[Interface markup and scripts]
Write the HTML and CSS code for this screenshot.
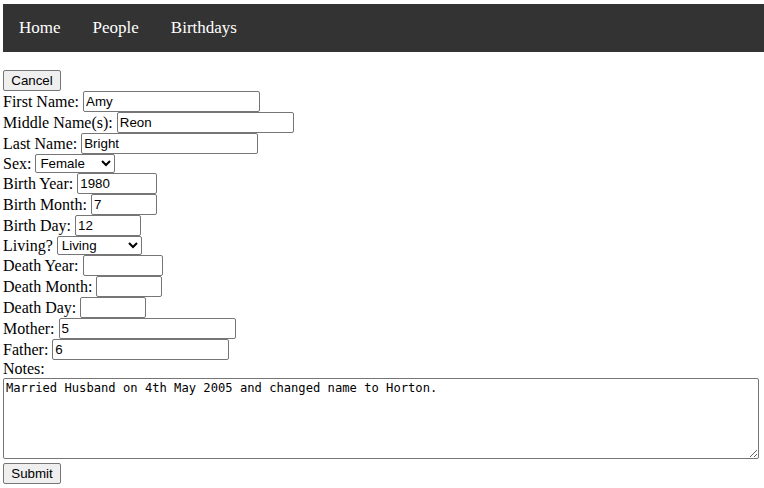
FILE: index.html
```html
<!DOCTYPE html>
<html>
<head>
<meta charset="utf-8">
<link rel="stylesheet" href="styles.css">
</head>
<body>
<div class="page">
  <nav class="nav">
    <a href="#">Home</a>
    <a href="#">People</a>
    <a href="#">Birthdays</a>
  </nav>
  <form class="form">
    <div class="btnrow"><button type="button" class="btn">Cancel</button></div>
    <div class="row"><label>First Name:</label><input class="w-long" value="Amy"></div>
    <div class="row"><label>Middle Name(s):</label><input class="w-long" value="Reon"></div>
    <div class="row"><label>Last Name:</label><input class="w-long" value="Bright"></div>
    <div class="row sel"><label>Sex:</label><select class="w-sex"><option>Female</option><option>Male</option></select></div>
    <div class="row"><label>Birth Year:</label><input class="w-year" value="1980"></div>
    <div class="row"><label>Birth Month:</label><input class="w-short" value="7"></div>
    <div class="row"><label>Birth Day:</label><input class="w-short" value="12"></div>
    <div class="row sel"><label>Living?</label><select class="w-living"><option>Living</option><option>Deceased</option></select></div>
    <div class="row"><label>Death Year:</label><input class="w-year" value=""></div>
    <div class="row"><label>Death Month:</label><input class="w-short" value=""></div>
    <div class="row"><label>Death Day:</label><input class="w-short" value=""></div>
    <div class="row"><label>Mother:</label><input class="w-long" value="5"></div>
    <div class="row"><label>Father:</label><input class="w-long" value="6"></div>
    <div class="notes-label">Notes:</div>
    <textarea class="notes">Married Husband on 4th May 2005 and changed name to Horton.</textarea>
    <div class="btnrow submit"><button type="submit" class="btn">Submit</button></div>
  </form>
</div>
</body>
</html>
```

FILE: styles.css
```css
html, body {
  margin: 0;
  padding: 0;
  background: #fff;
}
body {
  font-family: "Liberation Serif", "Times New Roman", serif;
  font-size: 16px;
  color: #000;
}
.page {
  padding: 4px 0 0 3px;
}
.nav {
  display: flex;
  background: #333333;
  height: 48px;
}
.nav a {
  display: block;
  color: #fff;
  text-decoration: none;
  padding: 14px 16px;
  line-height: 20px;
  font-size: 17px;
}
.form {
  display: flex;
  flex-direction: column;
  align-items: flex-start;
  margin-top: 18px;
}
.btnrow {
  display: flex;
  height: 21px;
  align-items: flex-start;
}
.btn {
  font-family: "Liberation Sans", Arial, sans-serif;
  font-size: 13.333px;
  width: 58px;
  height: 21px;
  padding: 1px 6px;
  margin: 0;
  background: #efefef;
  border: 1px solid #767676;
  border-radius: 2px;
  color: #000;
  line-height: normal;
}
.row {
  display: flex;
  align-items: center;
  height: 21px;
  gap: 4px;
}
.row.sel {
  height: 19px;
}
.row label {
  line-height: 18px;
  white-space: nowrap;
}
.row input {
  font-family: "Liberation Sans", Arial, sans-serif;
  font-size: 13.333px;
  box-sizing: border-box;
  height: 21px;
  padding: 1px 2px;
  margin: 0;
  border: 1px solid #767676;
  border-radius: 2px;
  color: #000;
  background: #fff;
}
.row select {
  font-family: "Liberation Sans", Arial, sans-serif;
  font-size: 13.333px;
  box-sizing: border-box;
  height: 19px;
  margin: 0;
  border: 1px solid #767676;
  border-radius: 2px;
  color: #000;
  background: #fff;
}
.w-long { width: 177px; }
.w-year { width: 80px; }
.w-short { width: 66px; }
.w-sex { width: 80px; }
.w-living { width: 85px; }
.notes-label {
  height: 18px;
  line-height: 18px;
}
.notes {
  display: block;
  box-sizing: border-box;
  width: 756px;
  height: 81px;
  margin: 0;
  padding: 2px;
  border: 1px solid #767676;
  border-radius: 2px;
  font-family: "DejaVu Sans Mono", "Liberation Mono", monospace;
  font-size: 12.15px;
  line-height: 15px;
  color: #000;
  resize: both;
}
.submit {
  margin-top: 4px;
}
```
* * *
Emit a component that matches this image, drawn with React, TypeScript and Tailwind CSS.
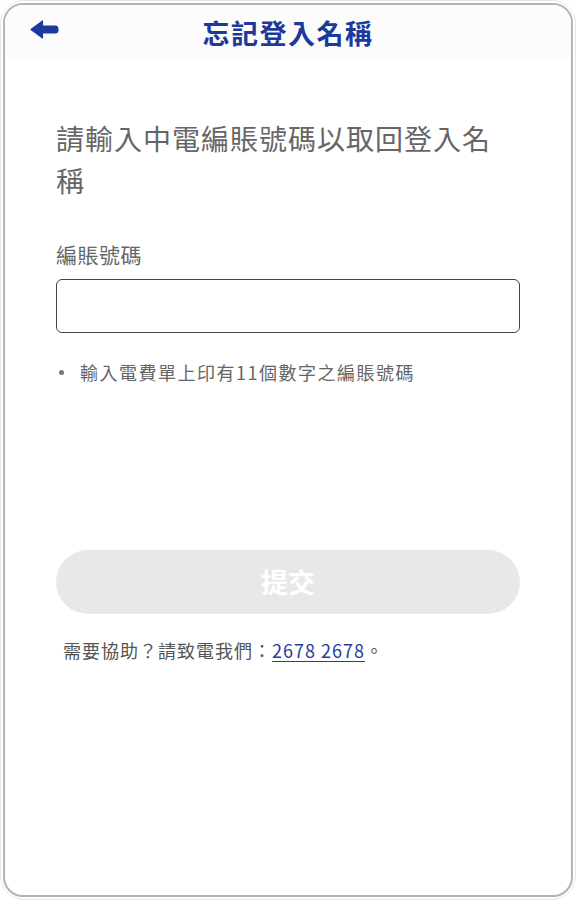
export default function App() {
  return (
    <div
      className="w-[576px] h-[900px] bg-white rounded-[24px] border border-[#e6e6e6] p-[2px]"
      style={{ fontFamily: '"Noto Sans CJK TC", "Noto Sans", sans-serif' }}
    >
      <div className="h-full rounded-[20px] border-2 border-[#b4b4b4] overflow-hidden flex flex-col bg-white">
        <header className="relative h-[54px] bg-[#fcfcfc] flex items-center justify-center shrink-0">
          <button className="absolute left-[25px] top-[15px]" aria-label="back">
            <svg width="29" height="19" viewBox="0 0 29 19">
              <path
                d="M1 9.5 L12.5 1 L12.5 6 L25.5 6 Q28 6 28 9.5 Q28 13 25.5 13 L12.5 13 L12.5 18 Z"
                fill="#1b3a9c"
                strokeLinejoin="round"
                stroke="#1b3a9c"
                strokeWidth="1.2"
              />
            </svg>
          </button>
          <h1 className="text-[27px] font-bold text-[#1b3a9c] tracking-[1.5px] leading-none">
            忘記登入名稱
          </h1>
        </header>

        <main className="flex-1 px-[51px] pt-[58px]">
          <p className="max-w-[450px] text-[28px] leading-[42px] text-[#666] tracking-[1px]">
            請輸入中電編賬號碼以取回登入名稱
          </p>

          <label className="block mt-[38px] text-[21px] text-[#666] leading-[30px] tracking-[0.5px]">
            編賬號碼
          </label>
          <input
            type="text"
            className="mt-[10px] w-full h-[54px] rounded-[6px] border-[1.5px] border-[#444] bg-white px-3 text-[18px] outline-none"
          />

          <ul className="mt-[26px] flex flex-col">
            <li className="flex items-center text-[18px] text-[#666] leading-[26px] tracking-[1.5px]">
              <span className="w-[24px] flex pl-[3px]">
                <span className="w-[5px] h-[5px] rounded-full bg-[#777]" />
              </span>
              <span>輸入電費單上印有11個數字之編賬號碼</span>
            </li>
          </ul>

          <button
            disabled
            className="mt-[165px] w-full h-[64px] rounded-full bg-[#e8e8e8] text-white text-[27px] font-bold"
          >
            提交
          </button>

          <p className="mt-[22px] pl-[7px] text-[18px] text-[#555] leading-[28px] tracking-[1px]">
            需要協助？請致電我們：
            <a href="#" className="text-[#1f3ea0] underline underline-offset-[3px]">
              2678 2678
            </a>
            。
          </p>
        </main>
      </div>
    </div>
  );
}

> [What to work on] Return from the data every line that holds "this".

> [Response]
Write the HTML and CSS code for this screenshot.
Emit a component that matches this image, drawn with React, TypeScript and Tailwind CSS.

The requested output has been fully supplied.